Friday, 23 October 2020

James McGill Buchanan: Part One

 In 1955, the US Supreme Court issued its second Brown v. Board of Education ruling. They called for dismantling of segregation in public schools, across the US, "with all deliberate speed". 

Now, some people in Virginia, including the president of the University of Virginia, Colgate Whitehead Darden Jr, were appalled by this. They felt it seriously over-reached into "states' rights". 
Any state, they felt, should be able to discriminate against any people they felt were inferior, because of race, religion, gender, or whatever damn thing they chose. They saw it as a deliberate attack on the cherished values and way of life of southern Americans. 
Well, white southern Americans, anyway. And, really, from their point of view, those were the only southerners that mattered. Darden had a young economist on faculty, James McGill Buchanan. Buchanan had written a proposal that touched Darden deeply. 
It was as if they thought with one mind. Buchanan saw the ruling as not just an attack on the State's right to discriminate, but he also foresaw how giving these people more rights would inevitably lead to actual depletions of the bank accounts of people like himself. 
He realised that those with resources would be called upon to subsidize the creation of equality. He imagined his taxes going up to accommodate all these people who had, hitherto been treated as inferior. And he did not like that. 
His proposal to Darden was that if Darden could find the resources to create a centre at the university for Buchanan, he (Buchanan) would create a new school of political economy and social philosophy to counter these incursions into the traditional southern way of life. 
Darden was excited by this, and found the money for Buchanan's centre. However, despite working very hard, Buchanan and his staff were unable to stem the tide of civil rights and progressive thought through the 60s and 70s. 
But, sometime in the 80s or early 90s, Charles Koch discovered Buchanan and his work and began to pour money into Buchanan's Centre for Study of Public Choice. And things began to happen... 
Buchanan had an idea, stemming from that Supreme Court ruling, that would change how the right would conduct politics.

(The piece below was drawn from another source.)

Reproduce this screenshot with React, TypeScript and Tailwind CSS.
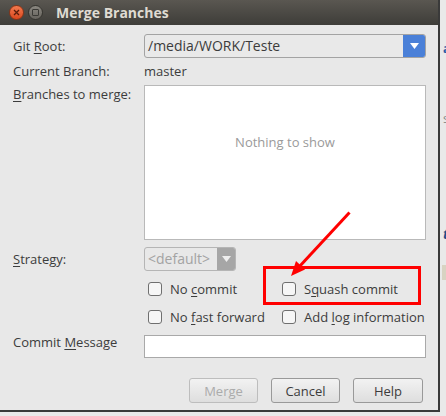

His core idea: that people should not be allowed to use their numbers to force legislation favouring their position. 
That no person of property should be made to give up any of their property, through taxation or otherwise, nor should business profit be thwarted, simply because a large number of people wanted certain things to happen. Think about that for a moment. 

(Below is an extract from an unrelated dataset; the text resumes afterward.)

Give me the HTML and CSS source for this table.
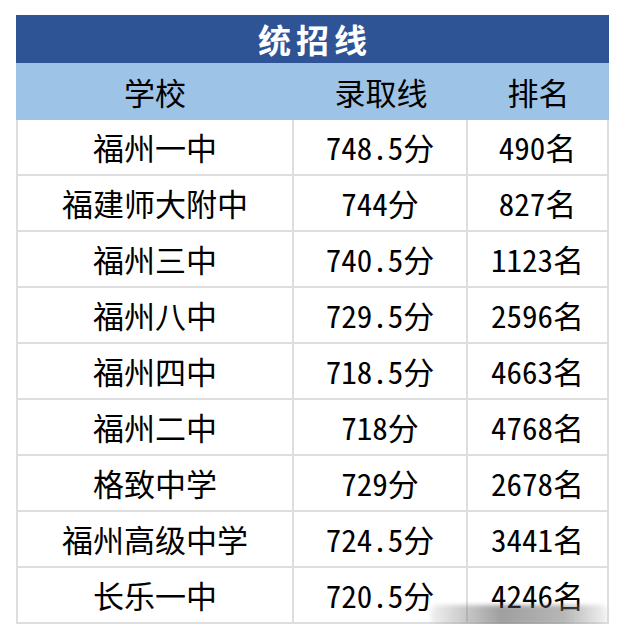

Buchanan's core premise is the antithesis of democracy. He believed that law-makers should not heed the will of the people, but, rather, should protect the most wealthy. Ostensibly from the will of the people. Obviously, Buchanan felt that labour unions were terrible... 
Unions picked employers' pockets based on the sheer number of workers relative to the number of employers. He was opposed to the will of the many impinging in any way on the will of the 1%. 
This is a very brief introduction to James McGill Buchanan. It is largely drawn from the book, Democracy in Chains, by Nancy MacLean (@NancyMacLean5) . I encourage you to get a copy and read it. 
What has this got to do with Canadian politics? Well, look around. What you see happening in Alberta, Ontario, Saskatchewan, Manitoba, and being proposed by the federal CPC, is all based on Buchanan's ideology. 
Just like in the US, think-tanks in Canada (Fraser Institute and others) are busy churning out propaganda to support this ideology. Our American-owned media is controlling the way news is reported to subtly sway Canadians to favour a corporatocracy. 
It's all around us. Before you flame me, think. Think about how closely Canadian conservative parties mirror what the Republicans are doing in the US. Think about what might underlie their actions. No, it is not because they are stupid or incompetent. A lot of people think that. 
But that is not the case. They are bad for Canadians because they are not serving Canadians. They aren't bungling. They are doing their jobs. It's just that their jobs are not what we think they are. Think about it.